Asda introduced a company car scheme in 2011, encouraging employees to take up the scheme rather than than receive a cash allowance to use their own cars.

The retailer has more than 150,000 staff and introducing the scheme, provided by Zenith, has helped the organisation and its employees to save on car running costs.

To date, Asda has saved about £6,000 per company car compared to the cost of providing a cash allowance.
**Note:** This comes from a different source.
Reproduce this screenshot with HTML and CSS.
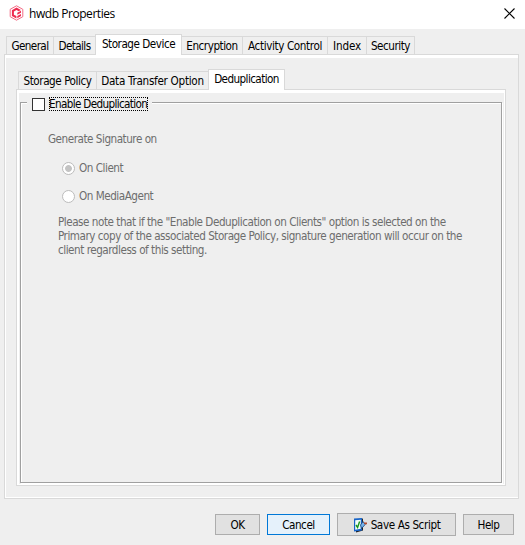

Savings are made on fuel, insurance and maintenance costs.

Jane Earnshaw, senior director of reward at Asda, says: “The savings we have made on running costs have enabled us to put money back into the company car scheme, to improve the quality of cars on offer that are tax-efficient.”

Asda has worked to raise staff awareness of how to make savings on car running costs by communicating the benefits of the scheme and the use of a cash calculator, which shows employees where savings on the car can be made.

The online calculator demonstrates the costs of the driver’s chosen car and highlights potential expenditure.

“There is a lot of information available for employees on things such as fuel, to make sure the car is sustained for fuel economy, as well as on tyres, and other simple tips,” says Earnshaw. “Staff also get a reminder when the car needs servicing.

“This all helps reduce car running costs, but we want to tell employees that it is preventative rather than a cure. It is about making staff aware of the savings they can make on an expensive benefit.”

Asda has also worked to raise awareness of driver safety by setting up a risk committee, with representatives from across the organisation, which meets regularly to raise the awareness about, and the cost implications of, accidents.

Earnshaw adds: “Every organisation has a challenge on cost control and wants to improve and save where possible.

“The key for us is that the savings made have helped us be more streamlined and more efficient, with everything now being online. There is less administration, but we have also improved the duty of care on us as an employer and significant savings have been made on car running costs.”